══ Dataset excerpt

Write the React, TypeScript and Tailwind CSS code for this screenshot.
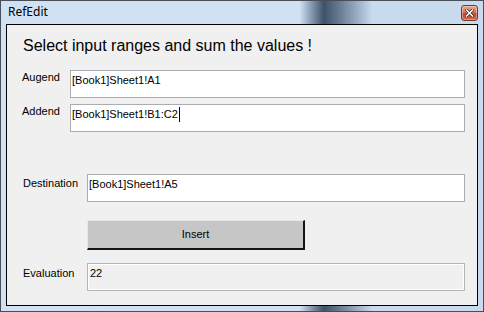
function CloseButton() {
  return (
    <div className="flex h-[16px] w-[17px] items-center justify-center rounded-[3px] border border-[#6b3b30] bg-[linear-gradient(to_bottom,#e9a78f_0%,#d9775a_45%,#c2462a_55%,#d2664a_100%)] shadow-[inset_0_0_0_1px_rgba(255,255,255,0.35)]">
      <svg width="9" height="8" viewBox="0 0 9 8">
        <path d="M1.5 1 L7.5 7 M7.5 1 L1.5 7" stroke="#3a2a28" strokeWidth="3" strokeLinecap="square" />
        <path d="M1.5 1 L7.5 7 M7.5 1 L1.5 7" stroke="#ffffff" strokeWidth="1.5" strokeLinecap="square" />
      </svg>
    </div>
  );
}

function TextBox({ value, caret }: { value: string; caret?: boolean }) {
  return (
    <div className="flex h-[28px] flex-1 items-start border border-[#abadb3] bg-white pl-[1px] pt-[3px] text-[11px] leading-[13px] text-black">
      <span>{value}</span>
      {caret && <span className="ml-[1px] mt-[-1px] h-[15px] w-[1px] bg-black" />}
    </div>
  );
}

export default function App() {
  return (
    <div className="flex h-[312px] w-[484px] flex-col border border-[#4a4f57] bg-linear-to-r from-[#d0e1f3] from-62% via-[#3e526a] via-67% to-[#c8daee] to-77% font-['Liberation_Sans',Arial,sans-serif]">
      <div className="flex h-[23px] items-start justify-between pl-[7px] pr-[5px]">
        <span className="pt-[3px] font-['Noto_Sans','Open_Sans',sans-serif] text-[12px] leading-[16px] text-black">
          RefEdit
        </span>
        <div className="pt-[4px]">
          <CloseButton />
        </div>
      </div>

      <div className="mx-[5px] flex h-[282px] flex-col border border-black bg-[#f0f0f0]">
        <h1 className="mt-[12px] pl-[16px] text-[16px] leading-[18px] text-black">
          Select input ranges and sum the values !
        </h1>

        <div className="mt-[15px] flex pl-[15px] pr-[12px]">
          <span className="w-[48px] pt-[1px] text-[11px] leading-[13px] text-black">Augend</span>
          <TextBox value="[Book1]Sheet1!A1" />
        </div>

        <div className="mt-[6px] flex pl-[15px] pr-[12px]">
          <span className="w-[48px] pt-[1px] text-[11px] leading-[13px] text-black">Addend</span>
          <TextBox value="[Book1]Sheet1!B1:C2" caret />
        </div>

        <div className="mt-[42px] flex pl-[16px] pr-[12px]">
          <span className="w-[64px] pt-[3px] text-[11px] leading-[13px] text-black">Destination</span>
          <TextBox value="[Book1]Sheet1!A5" />
        </div>

        <div className="mt-[18px] flex pl-[80px]">
          <button className="flex h-[30px] w-[218px] items-center justify-center border-t border-l border-t-[#e8e8e8] border-l-[#e8e8e8] border-b-2 border-r-2 border-b-[#141414] border-r-[#141414] bg-[#c6c6c6] text-[11px] text-black">
            Insert
          </button>
        </div>

        <div className="mt-[13px] flex pl-[16px] pr-[12px]">
          <span className="w-[64px] pt-[4px] text-[11px] leading-[13px] text-black">Evaluation</span>
          <div className="h-[28px] flex-1 border border-[#b4b4b4] bg-[#f0f0f0] pl-[2px] pt-[3px] text-[11px] leading-[13px] text-black shadow-[inset_1px_1px_0_#ffffff,inset_-1px_-1px_0_#ffffff]">
            22
          </div>
        </div>
      </div>
    </div>
  );
}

════

Reproduce the data verbatim. Do not carry any picture into the copy.

Write the React, TypeScript and Tailwind CSS code for this screenshot.
function CloseButton() {
  return (
    <div className="flex h-[16px] w-[17px] items-center justify-center rounded-[3px] border border-[#6b3b30] bg-[linear-gradient(to_bottom,#e9a78f_0%,#d9775a_45%,#c2462a_55%,#d2664a_100%)] shadow-[inset_0_0_0_1px_rgba(255,255,255,0.35)]">
      <svg width="9" height="8" viewBox="0 0 9 8">
        <path d="M1.5 1 L7.5 7 M7.5 1 L1.5 7" stroke="#3a2a28" strokeWidth="3" strokeLinecap="square" />
        <path d="M1.5 1 L7.5 7 M7.5 1 L1.5 7" stroke="#ffffff" strokeWidth="1.5" strokeLinecap="square" />
      </svg>
    </div>
  );
}

function TextBox({ value, caret }: { value: string; caret?: boolean }) {
  return (
    <div className="flex h-[28px] flex-1 items-start border border-[#abadb3] bg-white pl-[1px] pt-[3px] text-[11px] leading-[13px] text-black">
      <span>{value}</span>
      {caret && <span className="ml-[1px] mt-[-1px] h-[15px] w-[1px] bg-black" />}
    </div>
  );
}

export default function App() {
  return (
    <div className="flex h-[312px] w-[484px] flex-col border border-[#4a4f57] bg-linear-to-r from-[#d0e1f3] from-62% via-[#3e526a] via-67% to-[#c8daee] to-77% font-['Liberation_Sans',Arial,sans-serif]">
      <div className="flex h-[23px] items-start justify-between pl-[7px] pr-[5px]">
        <span className="pt-[3px] font-['Noto_Sans','Open_Sans',sans-serif] text-[12px] leading-[16px] text-black">
          RefEdit
        </span>
        <div className="pt-[4px]">
          <CloseButton />
        </div>
      </div>

      <div className="mx-[5px] flex h-[282px] flex-col border border-black bg-[#f0f0f0]">
        <h1 className="mt-[12px] pl-[16px] text-[16px] leading-[18px] text-black">
          Select input ranges and sum the values !
        </h1>

        <div className="mt-[15px] flex pl-[15px] pr-[12px]">
          <span className="w-[48px] pt-[1px] text-[11px] leading-[13px] text-black">Augend</span>
          <TextBox value="[Book1]Sheet1!A1" />
        </div>

        <div className="mt-[6px] flex pl-[15px] pr-[12px]">
          <span className="w-[48px] pt-[1px] text-[11px] leading-[13px] text-black">Addend</span>
          <TextBox value="[Book1]Sheet1!B1:C2" caret />
        </div>

        <div className="mt-[42px] flex pl-[16px] pr-[12px]">
          <span className="w-[64px] pt-[3px] text-[11px] leading-[13px] text-black">Destination</span>
          <TextBox value="[Book1]Sheet1!A5" />
        </div>

        <div className="mt-[18px] flex pl-[80px]">
          <button className="flex h-[30px] w-[218px] items-center justify-center border-t border-l border-t-[#e8e8e8] border-l-[#e8e8e8] border-b-2 border-r-2 border-b-[#141414] border-r-[#141414] bg-[#c6c6c6] text-[11px] text-black">
            Insert
          </button>
        </div>

        <div className="mt-[13px] flex pl-[16px] pr-[12px]">
          <span className="w-[64px] pt-[4px] text-[11px] leading-[13px] text-black">Evaluation</span>
          <div className="h-[28px] flex-1 border border-[#b4b4b4] bg-[#f0f0f0] pl-[2px] pt-[3px] text-[11px] leading-[13px] text-black shadow-[inset_1px_1px_0_#ffffff,inset_-1px_-1px_0_#ffffff]">
            22
          </div>
        </div>
      </div>
    </div>
  );
}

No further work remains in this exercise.